The assignment to find and tell the story of Alabama-born Jack Dreyfus was given to Novelist Joe David Brown (Stars in My Crown, The Freeholder, Kings Go Forth), who happens to be an Alabaman himself. Brown quickly found that his problem was getting enough time with his subject, without interruption, to show the dimensions of his man. " Jack Dreyfus does get away to the track or to his breeding farm in Florida occasionally, but not at the expense of his Wall Street affairs," notes Joe David. Sessions in Dreyfus' office were not enough for Brown, who declares himself "constitutionally unable to write about anybody on short acquaintance." Finally, after he had talked also with Dreyfus' friends and associates in Wall Street and had scouted the Florida horse farm, Brown and his subject slipped off to Dreyfus' Manhattan penthouse for a long and leisurely luncheon, followed by a long and leisurely talk—"and only then did I feel I knew him well enough to put him down on paper."

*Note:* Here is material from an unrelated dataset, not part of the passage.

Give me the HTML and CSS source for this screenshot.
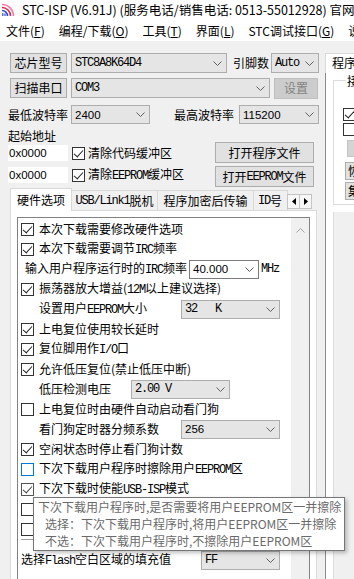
FILE: index.html
```html
<!DOCTYPE html>
<html lang="zh-CN">
<head>
<meta charset="utf-8">
<title>STC-ISP</title>
<link rel="stylesheet" href="styles.css">
</head>
<body>
<header class="titlebar">
  <svg class="app-icon" width="14" height="14" viewBox="0 0 14 14" aria-hidden="true">
    <path d="M1 1.5A11.5 11.5 0 0 1 12.5 13" fill="none" stroke="#f27aa8" stroke-width="1.6"/>
    <path d="M1 4.5A8.5 8.5 0 0 1 9.5 13" fill="none" stroke="#e3263f" stroke-width="1.6"/>
    <path d="M1 7.5A5.5 5.5 0 0 1 6.5 13" fill="none" stroke="#2f4fd0" stroke-width="1.6"/>
    <path d="M1.8 10V13M4 10.5V13" stroke="#2f4fd0" stroke-width="1.2"/>
  </svg>
  <span class="title">STC-ISP (V6.91J) (服务电话/销售电话: 0513-55012928) 官网</span>
</header>
<nav class="menubar">
  <span>文件(<u>F</u>)</span>
  <span>编程/下载(<u>O</u>)</span>
  <span>工具(<u>T</u>)</span>
  <span>界面(<u>L</u>)</span>
  <span>STC调试接口(<u>G</u>)</span>
  <span>说</span>
</nav>
<main class="workspace">
  <section class="left">
    <div class="row r1">
      <button class="btn b-chip">芯片型号</button>
      <div class="combo c-chip"><span class="m">STC8A8K64D4</span><svg class="chev" width="9" height="5" viewBox="0 0 9 5"><path d="M.5.5 4.5 4.5 8.5.5" fill="none" stroke="#606060"/></svg></div>
      <span class="lbl l-pins">引脚数</span>
      <div class="combo c-pins"><span class="m">Auto</span><svg class="chev" width="9" height="5" viewBox="0 0 9 5"><path d="M.5.5 4.5 4.5 8.5.5" fill="none" stroke="#606060"/></svg></div>
    </div>
    <div class="row r2">
      <button class="btn b-chip">扫描串口</button>
      <div class="combo c-port"><span class="m">COM3</span><svg class="chev" width="9" height="5" viewBox="0 0 9 5"><path d="M.5.5 4.5 4.5 8.5.5" fill="none" stroke="#606060"/></svg></div>
      <button class="btn b-set" disabled>设置</button>
    </div>
    <div class="row r3">
      <span class="lbl l-baud">最低波特率</span>
      <div class="combo c-baud1"><span class="num">2400</span><svg class="chev" width="9" height="5" viewBox="0 0 9 5"><path d="M.5.5 4.5 4.5 8.5.5" fill="none" stroke="#606060"/></svg></div>
      <span class="lbl l-baud2">最高波特率</span>
      <div class="combo c-baud2"><span class="num">115200</span><svg class="chev" width="9" height="5" viewBox="0 0 9 5"><path d="M.5.5 4.5 4.5 8.5.5" fill="none" stroke="#606060"/></svg></div>
    </div>
    <div class="addr">
      <div class="addr-fields">
        <div class="addr-label">起始地址</div>
        <div class="addr-row"><span class="field num">0x0000</span><span class="cb on"></span><span class="cb-text">清除代码缓冲区</span></div>
        <div class="addr-row"><span class="field num">0x0000</span><span class="cb on"></span><span class="cb-text">清除<span class="m">EEPROM</span>缓冲区</span></div>
      </div>
      <div class="addr-buttons">
        <button class="btn b-open">打开程序文件</button>
        <button class="btn b-open">打开<span class="m">EEPROM</span>文件</button>
      </div>
    </div>
    <div class="tabs">
      <span class="tab active t-hw">硬件选项</span>
      <span class="tab t-usb"><span class="m">USB/Link1</span>脱机</span>
      <span class="tab t-enc">程序加密后传输</span>
      <span class="tab t-id"><span class="m">ID</span>号</span>
      <span class="tab-arrows">
        <span class="arr"><svg width="4" height="7" viewBox="0 0 4 7"><path d="M4 0V7L0 3.5Z" fill="#000"/></svg></span>
        <span class="arr"><svg width="4" height="7" viewBox="0 0 4 7"><path d="M0 0V7L4 3.5Z" fill="#000"/></svg></span>
      </span>
    </div>
    <div class="tab-page">
      <div class="opt-list">
        <div class="opt-items">
          <div class="item"><span class="cb on"></span><span>本次下载需要修改硬件选项</span></div>
          <div class="item"><span class="cb on"></span><span>本次下载需要调节<span class="m">IRC</span>频率</span></div>
          <div class="item ind1"><span>输入用户程序运行时的<span class="m">IRC</span>频率</span><span class="combo c-irc"><span class="num">40.000</span><svg class="chev" width="9" height="5" viewBox="0 0 9 5"><path d="M.5.5 4.5 4.5 8.5.5" fill="none" stroke="#606060"/></svg></span><span class="m unit">MHz</span></div>
          <div class="item"><span class="cb on"></span><span>振荡器放大增益(<span class="m">12M</span>以上建议选择)</span></div>
          <div class="item ind2"><span class="olbl w142">设置用户<span class="m">EEPROM</span>大小</span><span class="combo c-opt"><span class="m">32&nbsp;&nbsp;&nbsp;K</span><svg class="chev" width="9" height="5" viewBox="0 0 9 5"><path d="M.5.5 4.5 4.5 8.5.5" fill="none" stroke="#606060"/></svg></span></div>
          <div class="item"><span class="cb on"></span><span>上电复位使用较长延时</span></div>
          <div class="item"><span class="cb on"></span><span>复位脚用作<span class="m">I/O</span>口</span></div>
          <div class="item"><span class="cb on"></span><span>允许低压复位(禁止低压中断)</span></div>
          <div class="item ind2"><span class="olbl w92">低压检测电压</span><span class="combo c-opt"><span class="m">2.00 V</span><svg class="chev" width="9" height="5" viewBox="0 0 9 5"><path d="M.5.5 4.5 4.5 8.5.5" fill="none" stroke="#606060"/></svg></span></div>
          <div class="item"><span class="cb"></span><span>上电复位时由硬件自动启动看门狗</span></div>
          <div class="item ind2"><span class="olbl w142">看门狗定时器分频系数</span><span class="combo c-opt"><span class="num">256</span><svg class="chev" width="9" height="5" viewBox="0 0 9 5"><path d="M.5.5 4.5 4.5 8.5.5" fill="none" stroke="#606060"/></svg></span></div>
          <div class="item"><span class="cb on"></span><span>空闲状态时停止看门狗计数</span></div>
          <div class="item"><span class="cb hover"></span><span>下次下载用户程序时擦除用户<span class="m">EEPROM</span>区</span></div>
          <div class="item"><span class="cb on dim"></span><span>下次下载时使能<span class="m">USB-ISP</span>模式</span></div>
          <div class="item"><span class="cb"></span></div>
          <div class="item"><span class="cb"></span></div>
          <div class="sep"></div>
          <div class="item"><span class="olbl w180">选择<span class="m">Flash</span>空白区域的填充值</span><span class="combo c-ff"><span class="m">FF</span><svg class="chev" width="9" height="5" viewBox="0 0 9 5"><path d="M.5.5 4.5 4.5 8.5.5" fill="none" stroke="#606060"/></svg></span></div>
        </div>
        <div class="scroll"><svg width="9" height="5" viewBox="0 0 9 5"><path d="M.5 4.5 4.5.5 8.5 4.5" fill="none" stroke="#a6a6a6"/></svg></div>
      </div>
    </div>
  </section>
  <aside class="right">
    <div class="rtab">程序文件</div>
    <div class="rpage">
      <div class="rgroup">
        <span class="rlegend">接收缓冲区</span>
        <span class="cb on r-cb1"></span>
        <span class="cb r-cb2"></span>
        <span class="rbtn r-b1"></span>
        <span class="rbtn r-b2">恢复</span>
        <span class="rbtn r-b3">集成</span>
      </div>
      <div class="rlower"></div>
    </div>
  </aside>
</main>
<div class="tooltip">
  <div>下次下载用户程序时,是否需要将用户EEPROM区一并擦除</div>
  <div class="sub">选择：下次下载用户程序时,将用户EEPROM区一并擦除</div>
  <div class="sub">不选：下次下载用户程序时,不擦除用户EEPROM区</div>
</div>
</body>
</html>
```
FILE: styles.css
```css
* { box-sizing: border-box; }
html, body { margin: 0; padding: 0; }
body {
  width: 354px;
  height: 579px;
  overflow: hidden;
  position: relative;
  background: #f0f0f0;
  font-family: "Noto Sans CJK SC", "Noto Sans", sans-serif;
  font-size: 12px;
  line-height: 16px;
  color: #000;
}
u { text-decoration: underline; text-underline-offset: 1px; }
.m { font-family: "Liberation Mono", monospace; font-size: 12px; letter-spacing: -1.2px; }
.num { font-family: "Liberation Sans", Arial, sans-serif; font-size: 11.5px; }

/* title + menu */
.titlebar {
  height: 20px; background: #fff; display: flex; align-items: center;
  padding-left: 1px; white-space: nowrap; overflow: hidden;
}
.app-icon { flex: none; margin-right: 7px; }
.title { font-size: 12.5px; }
.menubar {
  height: 21px; background: #fff; display: flex; align-items: center;
  gap: 14px; padding-left: 6px; white-space: nowrap; overflow: hidden;
}

/* workspace */
.workspace { display: flex; height: 538px; }
.left { width: 323px; flex: none; display: flex; flex-direction: column; }
.row { display: flex; align-items: center; }
.r1 { margin-top: 12px; height: 20px; padding-left: 10px; }
.r2 { margin-top: 5px; height: 20px; padding-left: 10px; }
.r3 { margin-top: 7px; height: 19px; padding-left: 8px; }
.lbl { white-space: nowrap; }

.btn {
  font: inherit; color: #000; background: #e1e1e1; border: 1px solid #adadad;
  padding: 0; margin: 0; display: flex; align-items: center; justify-content: center;
  white-space: nowrap;
}
.b-chip { width: 57px; height: 20px; }
.b-set { width: 44px; height: 21px; margin-left: 4px; background: #cccccc; border-color: #bfbfbf; color: #838383; }

.combo {
  height: 20px; display: flex; align-items: center; background: #e5e5e5;
  border: 1px solid #adadad; padding: 0 4px 0 3px; white-space: nowrap; overflow: hidden; flex: none;
}
.combo .chev { margin-left: auto; flex: none; }
.c-chip { width: 156px; margin-left: 4px; }
.l-pins { margin-left: 6px; }
.c-pins { width: 48px; margin-left: 2px; }
.c-port { width: 199px; margin-left: 4px; }
.l-baud { width: 60px; }
.c-baud1 { width: 79px; height: 19px; margin-left: 3px; }
.l-baud2 { width: 60px; margin-left: 24px; }
.c-baud2 { width: 80px; height: 19px; margin-left: 5px; }

/* address block */
.addr { display: flex; padding-left: 8px; }
.addr-fields { width: 207px; }
.addr-label { margin-top: 4px; height: 16px; }
.addr-row { display: flex; align-items: center; height: 16px; margin-top: 1px; }
.addr-row + .addr-row { margin-top: 6px; }
.field { width: 60px; height: 16px; background: #fff; padding-left: 1px; line-height: 16px; }
.addr-row .cb { margin-left: 4px; }
.cb-text { margin-left: 3px; white-space: nowrap; }
.addr-buttons { display: flex; flex-direction: column; gap: 3px; padding-top: 18px; }
.b-open { width: 99px; height: 21px; }

/* checkbox */
.cb {
  width: 13px; height: 13px; border: 1px solid #333; background: #fff;
  flex: none; position: relative; display: inline-block;
}
.cb.on::after {
  content: ""; position: absolute; left: 3px; top: 0px; width: 4px; height: 8px;
  border: solid #222; border-width: 0 1.3px 1.3px 0; transform: rotate(42deg);
}
.cb.hover { border-color: #0078d7; }
.cb.dim { border-color: #555; }
.cb.dim::after { border-color: #444; }

/* tabs */
.tabs {
  display: flex; align-items: flex-end; height: 22px; margin-top: 1px;
  padding-left: 10px; position: relative; z-index: 1; white-space: nowrap;
}
.tab {
  height: 20px; border: 1px solid #d9d9d9; border-bottom: none; margin-left: -1px;
  display: flex; align-items: center; justify-content: center; background: #f0f0f0; flex: none;
  overflow: hidden;
}
.tab.active { height: 23px; margin-left: 0; margin-bottom: -1px; background: #fff; }
.t-hw { width: 62px; }
.t-usb { width: 87px; }
.t-enc { width: 97px; }
.t-id { width: 35px; justify-content: flex-start; padding-left: 4px; }
.tab-arrows { display: flex; margin-bottom: 1px; margin-left: -1px; }
.arr {
  width: 13px; height: 15px; border: 1px solid #c4c4c4; background: #f7f7f7;
  display: flex; align-items: center; justify-content: center;
}
.arr + .arr { margin-left: -1px; }

.tab-page {
  margin-left: 10px; width: 307px; flex: 1; min-height: 0; background: #fff;
  border: 1px solid #d9d9d9; border-bottom: none; padding: 6px 6px 0;
  display: flex; flex-direction: column;
}
.opt-list { flex: 1; min-height: 0; display: flex; border: 1px solid #828282; border-bottom: none; overflow: hidden; }
.opt-items { flex: 1; padding-top: 1px; }
.scroll { width: 18px; flex: none; background: #f0f0f0; display: flex; justify-content: center; align-items: flex-start; padding-top: 10px; }
.item { height: 20px; display: flex; align-items: center; padding-left: 3px; white-space: nowrap; }
.item .cb + span { margin-left: 5px; }
.ind1 { padding-left: 7px; }
.ind2 { padding-left: 21px; }
.olbl { flex: none; }
.w92 { width: 92px; }
.w142 { width: 142px; }
.w180 { width: 180px; }
.item .combo { height: 19px; }
.c-opt { width: 99px; }
.c-ff { width: 79px; }
.c-irc { width: 70px; margin-left: 2px; background: #fff; border-color: #7a7a7a; }
.unit { margin-left: 2px; }
.sep { height: 1px; background: #a0a0a0; margin: 0 0 10px 3px; }

/* right panel */
.right { flex: 1; min-width: 0; padding-top: 12px; display: flex; flex-direction: column; overflow: hidden; }
.rtab {
  margin-left: 2px; width: 60px; height: 20px; background: #fff; border: 1px solid #d9d9d9;
  border-bottom: none; padding-left: 6px; line-height: 18px; white-space: nowrap;
  position: relative; z-index: 1; margin-bottom: -1px; flex: none;
}
.rpage {
  margin-left: 2px; flex: 1; background: #fff; border-top: 1px solid #d9d9d9;
  border-left: 1px solid #8c8c8c; padding: 7px 0 0 7px; display: flex; flex-direction: column;
}
.rgroup {
  height: 125px; border: 1px solid #dcdcdc; border-right: none; padding-left: 9px;
  display: flex; flex-direction: column; align-items: flex-start; flex: none;
}
.rlegend { margin: -8px 0 0 3px; background: #fff; padding: 0 1px; white-space: nowrap; line-height: 16px; }
.r-cb1 { margin-top: 19px; }
.r-cb2 { margin-top: 2px; }
.rbtn {
  display: block; width: 40px; background: #e1e1e1; border: 1px solid #adadad;
  white-space: nowrap; padding-left: 2px; line-height: 16px;
}
.r-b1 { margin: 4px 0 0 4px; height: 17px; background: #d4d4d4; border-color: #c4c4c4; }
.r-b2 { margin: 5px 0 0 2px; height: 18px; }
.r-b3 { margin: 2px 0 0 2px; height: 18px; }
.rlower { margin-top: 7px; flex: 1; background: #f0f0f0; border-left: 1px solid #dcdcdc; }

/* tooltip */
.tooltip {
  position: absolute; left: 33px; top: 497px; width: 312px; height: 54px;
  background: #fff; border: 1px solid #767676; box-shadow: 2px 2px 4px rgba(0, 0, 0, 0.25);
  padding-left: 4px; color: #6a6a6a; font-size: 12px; line-height: 17px;
  white-space: nowrap; overflow: hidden;
}
.tooltip .sub { padding-left: 7px; }
```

The time-consuming novelist's method that Joe David Brown brings to his writing nowadays is an acquired one. His first job after the University of Alabama ('34) was hustling a police reporter's beat for the Birmingham Post. After a spell as city editor of the Dothan ( Ala.) Eagle he set out to explore the U.S., working on newspapers in Chattanooga and St. Louis, press-agenting for a Mississippi River showboat and serving as a warden for the Alabama Department of Conservation. He was just settling down as a reporter for the high-speed New York Daily News when World War II came along. Brown jumped in with both feet as a forward-observer parachutist with the 101st Airborne Division, earned a Purple Heart and a Croix de Guerre. A frequent contributor to SPORTS ILLUSTRATED, Brown has recently written for us on such subjects as the Murchison brothers of Texas, how to catch a sturgeon and the nation's affection for the Daisy air rifle.
While Brown was working on the Dreyfus story, our picture department was looking for a suitable photographic illustration to open it—suitable, that is, for a Wall Streeter who has made a perambulating lion the advertising symbol of his firm. Their solution was the photograph by Neal Barr on page 62. The lion in the background is not as live as it may look, Dreyfus having agreed with the photographer that "all live lions are very unpredictable." Our lion came originally from Uganda and is now booked for occasional appearances by the Cypress Hills Taxidermy Studio of Brooklyn, N.Y.